[Dataset records]
>> BEGIN

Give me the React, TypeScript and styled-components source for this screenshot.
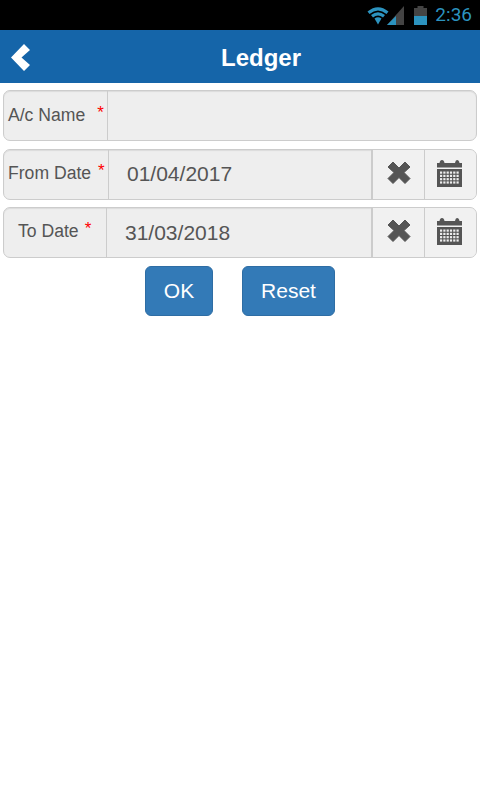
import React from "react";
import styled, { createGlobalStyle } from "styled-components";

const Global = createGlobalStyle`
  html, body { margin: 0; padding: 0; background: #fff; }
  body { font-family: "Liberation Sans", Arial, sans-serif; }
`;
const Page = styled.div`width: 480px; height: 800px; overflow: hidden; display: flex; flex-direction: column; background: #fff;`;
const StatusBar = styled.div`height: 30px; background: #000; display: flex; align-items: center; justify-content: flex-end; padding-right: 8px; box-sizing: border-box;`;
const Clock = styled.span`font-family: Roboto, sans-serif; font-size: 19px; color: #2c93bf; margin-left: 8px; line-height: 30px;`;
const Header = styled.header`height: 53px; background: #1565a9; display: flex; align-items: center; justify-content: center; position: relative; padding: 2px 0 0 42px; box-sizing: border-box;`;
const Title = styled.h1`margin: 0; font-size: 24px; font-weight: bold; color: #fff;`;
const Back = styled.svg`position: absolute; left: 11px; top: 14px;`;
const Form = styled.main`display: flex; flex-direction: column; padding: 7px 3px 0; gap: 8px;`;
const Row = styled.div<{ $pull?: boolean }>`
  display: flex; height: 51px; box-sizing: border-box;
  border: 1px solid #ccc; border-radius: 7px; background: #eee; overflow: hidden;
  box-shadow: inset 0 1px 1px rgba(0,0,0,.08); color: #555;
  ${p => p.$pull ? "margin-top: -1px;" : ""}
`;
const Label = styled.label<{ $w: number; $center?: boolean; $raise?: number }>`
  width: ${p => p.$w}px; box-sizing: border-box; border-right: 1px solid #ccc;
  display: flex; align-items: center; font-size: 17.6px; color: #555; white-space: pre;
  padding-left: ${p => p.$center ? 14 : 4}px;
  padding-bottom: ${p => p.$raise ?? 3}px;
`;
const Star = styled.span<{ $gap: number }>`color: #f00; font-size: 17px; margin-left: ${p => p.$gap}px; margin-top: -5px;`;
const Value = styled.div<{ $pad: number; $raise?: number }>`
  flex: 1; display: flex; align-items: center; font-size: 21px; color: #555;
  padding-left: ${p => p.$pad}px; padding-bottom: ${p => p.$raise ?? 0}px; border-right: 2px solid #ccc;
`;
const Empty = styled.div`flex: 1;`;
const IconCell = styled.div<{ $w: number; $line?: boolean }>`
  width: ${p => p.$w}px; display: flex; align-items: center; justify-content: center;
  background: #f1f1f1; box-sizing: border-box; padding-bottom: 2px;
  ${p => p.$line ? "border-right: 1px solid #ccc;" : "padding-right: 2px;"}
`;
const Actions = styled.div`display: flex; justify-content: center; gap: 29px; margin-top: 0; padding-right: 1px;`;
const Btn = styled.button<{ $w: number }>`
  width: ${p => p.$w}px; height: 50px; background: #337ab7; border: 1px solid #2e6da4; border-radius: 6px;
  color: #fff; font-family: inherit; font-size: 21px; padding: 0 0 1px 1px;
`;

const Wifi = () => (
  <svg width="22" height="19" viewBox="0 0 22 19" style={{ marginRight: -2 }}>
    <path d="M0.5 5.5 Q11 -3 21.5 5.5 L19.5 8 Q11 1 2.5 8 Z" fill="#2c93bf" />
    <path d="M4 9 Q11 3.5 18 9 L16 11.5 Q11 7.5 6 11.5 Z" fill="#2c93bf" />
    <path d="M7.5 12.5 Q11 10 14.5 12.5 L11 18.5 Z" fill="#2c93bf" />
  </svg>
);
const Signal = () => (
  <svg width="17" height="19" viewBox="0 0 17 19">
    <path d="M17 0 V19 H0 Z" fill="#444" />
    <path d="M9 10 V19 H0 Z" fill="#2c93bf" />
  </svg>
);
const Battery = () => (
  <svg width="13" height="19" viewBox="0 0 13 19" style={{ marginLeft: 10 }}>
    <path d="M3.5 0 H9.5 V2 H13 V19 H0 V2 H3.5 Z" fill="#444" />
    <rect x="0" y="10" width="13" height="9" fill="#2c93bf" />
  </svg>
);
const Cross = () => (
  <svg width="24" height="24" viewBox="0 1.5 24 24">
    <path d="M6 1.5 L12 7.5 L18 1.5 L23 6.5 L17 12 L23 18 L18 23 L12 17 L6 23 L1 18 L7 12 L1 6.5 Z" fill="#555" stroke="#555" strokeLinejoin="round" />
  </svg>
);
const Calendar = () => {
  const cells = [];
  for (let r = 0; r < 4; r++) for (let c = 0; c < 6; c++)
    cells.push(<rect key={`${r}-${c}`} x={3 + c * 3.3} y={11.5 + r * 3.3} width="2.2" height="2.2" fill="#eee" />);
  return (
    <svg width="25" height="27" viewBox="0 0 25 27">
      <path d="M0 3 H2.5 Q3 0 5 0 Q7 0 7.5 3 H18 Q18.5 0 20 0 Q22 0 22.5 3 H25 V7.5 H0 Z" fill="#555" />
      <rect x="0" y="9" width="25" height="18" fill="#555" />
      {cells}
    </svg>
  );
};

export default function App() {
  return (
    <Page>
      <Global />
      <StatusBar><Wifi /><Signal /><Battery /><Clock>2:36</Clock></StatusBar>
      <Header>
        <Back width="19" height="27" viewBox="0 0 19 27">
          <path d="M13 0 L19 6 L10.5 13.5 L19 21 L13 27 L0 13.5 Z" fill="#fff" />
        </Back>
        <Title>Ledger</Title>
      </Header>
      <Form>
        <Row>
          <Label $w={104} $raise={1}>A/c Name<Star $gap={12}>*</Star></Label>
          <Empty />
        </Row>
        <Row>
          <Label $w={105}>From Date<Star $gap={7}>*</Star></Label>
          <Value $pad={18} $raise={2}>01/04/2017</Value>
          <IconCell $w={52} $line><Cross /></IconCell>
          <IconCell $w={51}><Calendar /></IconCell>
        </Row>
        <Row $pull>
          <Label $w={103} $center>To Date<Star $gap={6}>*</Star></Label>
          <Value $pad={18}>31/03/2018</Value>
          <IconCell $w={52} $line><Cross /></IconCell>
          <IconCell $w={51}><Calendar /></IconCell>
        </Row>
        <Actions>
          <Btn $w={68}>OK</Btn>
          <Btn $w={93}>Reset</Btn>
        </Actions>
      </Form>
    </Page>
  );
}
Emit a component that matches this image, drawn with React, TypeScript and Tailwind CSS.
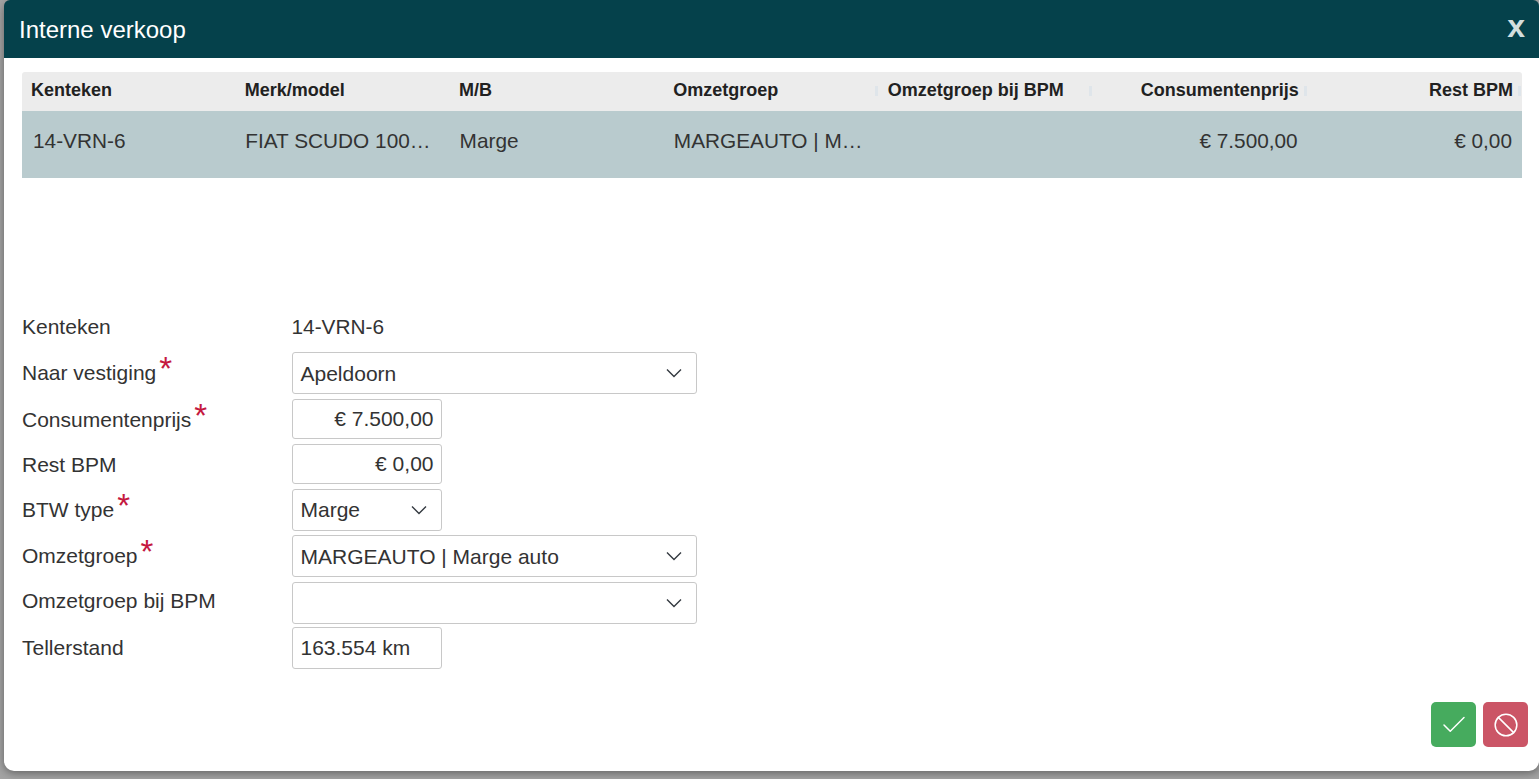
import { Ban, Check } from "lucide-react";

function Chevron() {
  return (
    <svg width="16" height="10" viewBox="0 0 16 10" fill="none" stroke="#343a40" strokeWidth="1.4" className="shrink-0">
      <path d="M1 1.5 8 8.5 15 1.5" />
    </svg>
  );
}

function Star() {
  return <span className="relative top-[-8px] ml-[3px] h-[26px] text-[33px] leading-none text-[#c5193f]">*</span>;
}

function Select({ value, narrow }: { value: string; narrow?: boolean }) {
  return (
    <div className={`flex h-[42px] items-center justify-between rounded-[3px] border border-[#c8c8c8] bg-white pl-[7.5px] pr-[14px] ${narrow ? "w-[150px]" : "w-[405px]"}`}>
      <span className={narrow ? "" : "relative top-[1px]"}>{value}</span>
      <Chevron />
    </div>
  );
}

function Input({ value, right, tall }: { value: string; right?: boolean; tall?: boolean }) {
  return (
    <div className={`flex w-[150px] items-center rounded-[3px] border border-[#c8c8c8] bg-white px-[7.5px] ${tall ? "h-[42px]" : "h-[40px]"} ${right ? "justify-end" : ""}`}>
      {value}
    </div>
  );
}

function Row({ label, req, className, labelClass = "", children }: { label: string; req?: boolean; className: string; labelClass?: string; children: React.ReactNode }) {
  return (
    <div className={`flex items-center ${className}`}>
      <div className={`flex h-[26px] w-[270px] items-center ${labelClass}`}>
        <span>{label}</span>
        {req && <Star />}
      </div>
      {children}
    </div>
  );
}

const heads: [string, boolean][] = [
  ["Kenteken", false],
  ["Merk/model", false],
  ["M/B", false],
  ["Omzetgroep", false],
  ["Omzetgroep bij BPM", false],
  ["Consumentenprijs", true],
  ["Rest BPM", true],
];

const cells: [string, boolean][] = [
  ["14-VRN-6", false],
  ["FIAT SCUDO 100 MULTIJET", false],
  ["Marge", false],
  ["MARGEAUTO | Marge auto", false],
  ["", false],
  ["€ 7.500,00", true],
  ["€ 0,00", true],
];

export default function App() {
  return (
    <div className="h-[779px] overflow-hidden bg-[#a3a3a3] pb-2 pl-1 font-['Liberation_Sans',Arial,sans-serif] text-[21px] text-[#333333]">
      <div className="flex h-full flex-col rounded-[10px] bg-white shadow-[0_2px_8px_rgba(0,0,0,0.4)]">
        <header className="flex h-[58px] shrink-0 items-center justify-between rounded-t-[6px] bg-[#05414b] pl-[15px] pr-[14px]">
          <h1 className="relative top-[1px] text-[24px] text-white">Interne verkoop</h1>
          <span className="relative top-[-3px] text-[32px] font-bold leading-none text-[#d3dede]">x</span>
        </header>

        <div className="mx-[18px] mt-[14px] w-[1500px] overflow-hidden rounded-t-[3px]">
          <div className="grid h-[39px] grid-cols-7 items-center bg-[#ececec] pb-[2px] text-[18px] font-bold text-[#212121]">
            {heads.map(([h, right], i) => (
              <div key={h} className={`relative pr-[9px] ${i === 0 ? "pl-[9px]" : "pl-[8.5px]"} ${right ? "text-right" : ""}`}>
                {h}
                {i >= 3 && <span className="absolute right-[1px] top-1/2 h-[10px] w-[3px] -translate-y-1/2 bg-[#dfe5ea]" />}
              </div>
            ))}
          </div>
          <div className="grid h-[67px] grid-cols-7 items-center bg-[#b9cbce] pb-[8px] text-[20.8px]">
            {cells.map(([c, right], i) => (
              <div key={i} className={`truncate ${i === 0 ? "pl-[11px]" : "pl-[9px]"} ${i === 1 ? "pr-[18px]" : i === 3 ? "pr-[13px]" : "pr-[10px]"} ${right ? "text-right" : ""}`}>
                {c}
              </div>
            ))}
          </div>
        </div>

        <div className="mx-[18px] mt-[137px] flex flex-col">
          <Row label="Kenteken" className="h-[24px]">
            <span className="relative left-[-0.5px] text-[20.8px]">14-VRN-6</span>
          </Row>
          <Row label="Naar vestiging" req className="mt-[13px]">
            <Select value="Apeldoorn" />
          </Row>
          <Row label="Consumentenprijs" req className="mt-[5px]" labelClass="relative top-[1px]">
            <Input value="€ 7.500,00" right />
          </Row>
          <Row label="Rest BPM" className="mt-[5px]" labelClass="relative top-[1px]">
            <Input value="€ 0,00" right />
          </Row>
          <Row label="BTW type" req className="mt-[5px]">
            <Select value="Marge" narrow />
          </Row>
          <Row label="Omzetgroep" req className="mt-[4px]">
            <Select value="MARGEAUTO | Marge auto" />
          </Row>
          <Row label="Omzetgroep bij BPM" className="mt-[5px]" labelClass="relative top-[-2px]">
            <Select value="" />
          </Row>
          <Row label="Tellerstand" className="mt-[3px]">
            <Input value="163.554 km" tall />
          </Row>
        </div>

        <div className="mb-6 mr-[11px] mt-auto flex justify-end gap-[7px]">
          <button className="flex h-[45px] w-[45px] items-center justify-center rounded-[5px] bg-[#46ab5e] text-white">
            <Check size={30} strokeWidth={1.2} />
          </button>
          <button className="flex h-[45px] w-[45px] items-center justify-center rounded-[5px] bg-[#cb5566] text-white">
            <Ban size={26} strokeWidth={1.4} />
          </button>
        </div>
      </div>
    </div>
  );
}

>> END

To be done: Read the entries and show each line that mentions "TypeScript".

Response to this task:
Give me the React, TypeScript and styled-components source for this screenshot.
Emit a component that matches this image, drawn with React, TypeScript and Tailwind CSS.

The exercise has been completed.